BTC dominance as a compass for cycles
Historically, Bitcoin Dominance (BTC.D) is one of the main indicators to identify the transition between so-called Bitcoin Seasons and Altcoin Seasons. Currently, BTC dominance has surpassed 64%, its highest level since mid-2020. This advance indicates that capital is predominantly concentrated in Bitcoin, to the detriment of alternative assets.
This type of movement usually suggests two distinct paths: either the Bitcoin valuation cycle continues strongly while altcoins remain in a consolidation phase, or BTC is approaching a peak in dominance, which, historically, tends to open space for a capital rotation towards altcoins.
This second hypothesis has precedents — in cycles like those of 2017 and 2021, similar movements marked the beginning of significant highs for alternative assets. However, so far, technical signals still do not point to an immediate reversal of BTC dominance, indicating that institutional investors continue to prioritize safety in the face of global macroeconomic instability.
Altcoin Season Index: the thermometer of capital rotation
Another important data point comes from the Altcoin Season Index, which is currently at level 16 — one of the lowest ever recorded since its inception. This index considers that we are in an altseason only when at least 75% of the top 50 altcoins outperform Bitcoin over a 90-day period.

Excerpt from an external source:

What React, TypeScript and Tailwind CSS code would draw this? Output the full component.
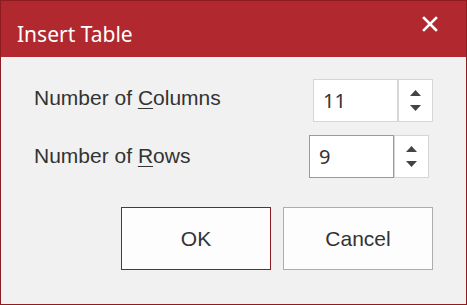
import React from "react";

function Spinner({ value, focused }: { value: string; focused?: boolean }) {
  return (
    <div className="flex h-[43px]">
      <div
        className={
          "flex w-[85px] items-center bg-white pl-[9px] text-[20px] text-[#333] font-['Noto_Sans',sans-serif] border " +
          (focused ? "border-[#9a9a9a]" : "border-[#d6d6d6]")
        }
      >
        {value}
      </div>
      <div className="flex w-[35px] flex-col items-center justify-center gap-[9px] border border-[#d6d6d6] bg-white">
        <svg width="11" height="6" viewBox="0 0 11 6">
          <polygon points="5.5,0 11,6 0,6" fill="#444" />
        </svg>
        <svg width="11" height="6" viewBox="0 0 11 6">
          <polygon points="0,0 11,0 5.5,6" fill="#444" />
        </svg>
      </div>
    </div>
  );
}

export default function App() {
  return (
    <div className="flex h-[305px] w-[467px] flex-col border border-[#8c1c1f] bg-[#f1f1f1] font-['Liberation_Sans',Arial,sans-serif]">
      <div className="flex h-[56px] items-center justify-between bg-[#b1282e] pl-[16px] pr-[28px]">
        <span className="mt-[12px] text-[21px] text-white font-['Noto_Sans',sans-serif]">Insert Table</span>
        <svg width="16" height="16" viewBox="0 0 16 16" className="mb-[10px]">
          <path d="M2 2 L14 14 M14 2 L2 14" stroke="white" strokeWidth="2.6" strokeLinecap="square" />
        </svg>
      </div>
      <div className="flex flex-1 flex-col pt-[22px] text-[21px] text-[#333]">
        <div className="flex items-center justify-between pl-[33px] pr-[33px]">
          <span className="-mt-[6px]">
            Number of <span className="underline underline-offset-[3px] decoration-1">C</span>olumns
          </span>
          <Spinner value="11" />
        </div>
        <div className="mt-[13px] flex items-center justify-between pl-[33px] pr-[37px]">
          <span className="-mt-[2px]">
            Number of <span className="underline underline-offset-[3px] decoration-1">R</span>ows
          </span>
          <Spinner value="9" focused />
        </div>
        <div className="mt-[29px] flex justify-end gap-[12px] pr-[33px]">
          <button className="h-[63px] w-[150px] border border-[#8c1c1f] bg-[#fdfdfd] text-[21px] text-[#333]">OK</button>
          <button className="h-[63px] w-[150px] border border-[#adadad] bg-[#fdfdfd] text-[21px] text-[#333]">Cancel</button>
        </div>
      </div>
    </div>
  );
}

Therefore, the current scenario is far from that mark.
However, there is a recent precedent that deserves attention: in August 2024, this same index fell to similar levels, which was followed by a significant appreciation in infrastructure tokens, artificial intelligence projects, and real-world tokenized assets.
The current moment, therefore, can be viewed from two perspectives: on one hand, there is clear risk aversion and capital concentration in BTC; on the other, this exact configuration has previously preceded bullish cycles in altcoins.
Macro environment and regulation: the headwinds
The global macroeconomic context currently imposes the greatest barriers to a broad altseason. The maintenance of restrictive monetary policies by central banks — especially the Federal Reserve — has drained liquidity from the markets, which directly penalizes higher volatility and lower capitalization assets, such as altcoins.
At the same time, the US is undergoing regulatory restructuring that increases market caution. The closure of the crypto unit in the Department of Justice and the replacement of leadership at the SEC create an environment of regulatory uncertainty, particularly for assets linked to DeFi, DAO structures, and tokenized governance models. This type of uncertainty tends to discourage investment in altcoins in the short term, even those with solid fundamentals.
Sector narratives: where (still) there is momentum
Although the market is largely concentrated on Bitcoin, some narratives continue to gain traction and show above-average performance.
A clear example is that of tokens associated with artificial intelligence, which remain in demand, particularly projects that integrate generative models, autonomous agents, and contextual data oracles.
Another notable segment is that of so-called Real World Assets (RWAs), which also maintains a growth pace, with relevant initiatives for the tokenization of government bonds, real estate, and commodities being explored in various regulated jurisdictions. Furthermore, modular execution solutions, such as Ethereum-based L2 and L3 layers, continue to attract developers, capital, and institutional attention.
These projects, in the current scenario, tend to stand out when they present consistent fundamentals, such as sustainable revenue flow, controlled token issuance models, efficient staking with well-defined incentive mechanisms, and active technical community involvement. Asset selection, therefore, becomes more relevant than ever.
Advanced strategies: what to watch now
For investors who follow the market with technical depth, there are some indicators to be monitored closely. One of them is the reversal in Bitcoin Dominance, especially if a drop below 60% occurs, combined with an increase in trading volume of large-cap altcoins.
Another relevant signal would be a prolonged lateral consolidation movement of BTC, which historically favors capital rotation towards higher-risk assets in search of asymmetries.
Additionally, it is also worth monitoring the institutional volume directed towards Ethereum and its layer two solutions, as increases in this flow tend to precede appreciation in tokens connected to this infrastructure.
The recovery of confidence in altcoins usually manifests through the increase in TVL (Total Value Locked) in multichain DeFi applications and the improvement of metrics such as funding rates and open interest, especially when there are neutral or slightly negative rates accompanied by an increase in spot positions.
Having said all this, wait for the next altseason!
The market is undoubtedly in a Bitcoin season. This trend is reinforced by macroeconomic and regulatory factors that favor assets perceived as safer.
It is still not altseason — neither technically nor behaviorally. However, the history of previous cycles and some niche movements suggest that preparations for a new capital rotation are already underway.
The next altcoin season, when it comes, is likely to be more selective, rewarding projects with real deliverables, sustainable economic structures, and integration with active ecosystems.
The investor who understands this dynamic will be better positioned to capture asymmetric opportunities when the tide changes. After all, capital always rotates — the question is being prepared when it happens.